Among the major mishandlings of the DPJ, its failure to form a united opposition front against the LDP is believed to have been a major blow to the party.

The LDP-Liberal Party coalition that was formed in January has passed many important bills through the current Diet session by forming a de facto alliance with New Komeito. The three-way alliance is expected to develop into a tripartite coalition government as early as this summer, following New Komeito’s convention in July.

“The DPJ lacks political experience and a solid strategy,” political analyst Minoru Morita said. “And it did not make enough of an effort to entice other opposition parties, such as the Liberal Party and New Komeito, when the two parties sided with it.”

The DPJ enjoyed its heyday after last summer’s Upper House election, when the LDP suffered a humiliating setback that led to the resignation of then Prime Minister Ryutaro Hashimoto.

In a Diet vote to elect the next prime minister, DPJ leader Naoto Kan was nominated as the nation’s leader in the opposition-controlled Upper House by obtaining votes not only from DPJ legislators but also from other opposition forces, including the Liberal Party, New Komeito and the Japanese Communist Party.

In an extraordinary Diet session last fall the LDP was forced to accept a counterproposal by the DPJ-led opposition forces to temporarily nationalize failing banks.

However, because the DPJ placed priority on passing important bills through the Diet rather than toppling the LDP-led administration, the Liberal Party, which had sought to dislodge the LDP from power, became disillusioned with the DPJ and began to distance itself from the party.

The Liberal Party and New Komeito eventually sided with the LDP after the extra Diet session because it was a quicker way to adopt their key policies.

Another weakness of the DPJ is that it is made up of a wide variety of lawmakers, from conservatives to social democrats. Because of the differences in ideology among its members and interests of the party’s various support groups, the DPJ has to struggle to maintain unity when controversial issues such as national security emerge.

The party’s deep-rooted distress dates back to its formation in April last year.
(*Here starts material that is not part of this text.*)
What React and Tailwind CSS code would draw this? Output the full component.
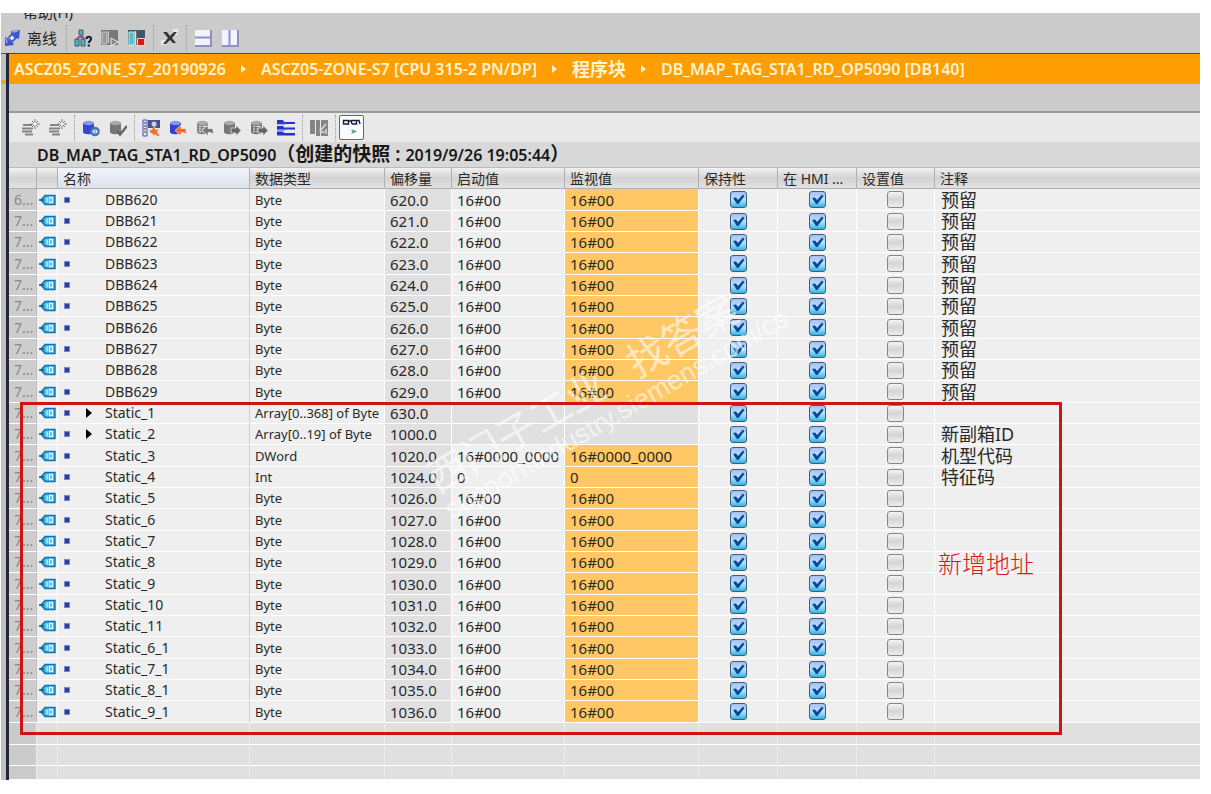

It was a merger of four parties — the DPJ, Shinto Yuai (Amity Party), Minseito (Good Governance Party) and the Democratic Reform Party — and each group is backed by different support groups.

“Due to constant fear that the party may fall apart, DPJ leader Kan only acts as a coordinator among different groups,” lamented Shigefumi Matsuzawa, a young DPJ lawmaker. “He has spent much of his energy on the coordination work and is far from taking initiatives to achieve a major policy goal.”

A secretary of a DPJ lawmaker, who spoke on condition of anonymity, said sectionalism in the party is also delaying selecting candidates for the next general election.

The party was supposed to finish selecting 250 candidates for the next election by the end of last month, but it has only selected 115 so far.

“Incumbent DPJ lawmakers and labor unions supporting them have pressured the party leadership to field candidates close to them in the hope of expanding membership of their groups through the election, while also being concerned about the possible dissolution of the party,” the secretary said. “But when one labor union wants to back a person in a certain constituency, it’s usually the case that other labor unions oppose it.”

If the DPJ suffers a dramatic defeat in the next election, it is likely that Kan will be forced to step down. However, the party seems to have no leader strong enough to replace him.

Some observers say DPJ Deputy Secretary General Yukio Hatoyama could be the next leader, but others feel he would draw even less public support.

Some DPJ members say the party should drive a wedge between the LDP-Liberal Party alliance and New Komeito, for example, by supporting a plan to reduce the number of Lower House seats elected by proportional representation by 50. The alliance suggested the reduction plan, but it is vehemently opposed by New Komeito.

But the DPJ executives who have not completely given up on forging an opposition alliance with New Komeito are reluctant to do anything that would anger New Komeito.

The precarious attitude of their leaders has also fueled frustration among the DPJ’s rank-and-file.

Earlier this month, Hatoyama hinted the party may consider an alliance with the JCP, while Kan expressed readiness to back former Chief Cabinet Secretary Koichi Kato, whom Kan is said to be ideologically close to, if Kato, of the LDP, runs in a Diet election for the next prime minister.

Both leaders’ remarks were retracted immediately, but it gave the impression that the party leadership does not have a united strategy to gain more power in the Diet.

The only way for the DPJ to crawl out of its current crisis, it seems, would be to expand its support base among nonaffiliated voters.

The DPJ’s Matsuzawa said he thinks the party could draw wider support from nonaffiliated voters, some of whom are believed to be disgusted with the LDP-Liberal Party-New Komeito alliance.

“In the last Upper House election, some supporters of the Liberal Party and New Komeito voted for the two parties while criticizing the LDP,” he said. “This means the two parties are now betraying their supporters.”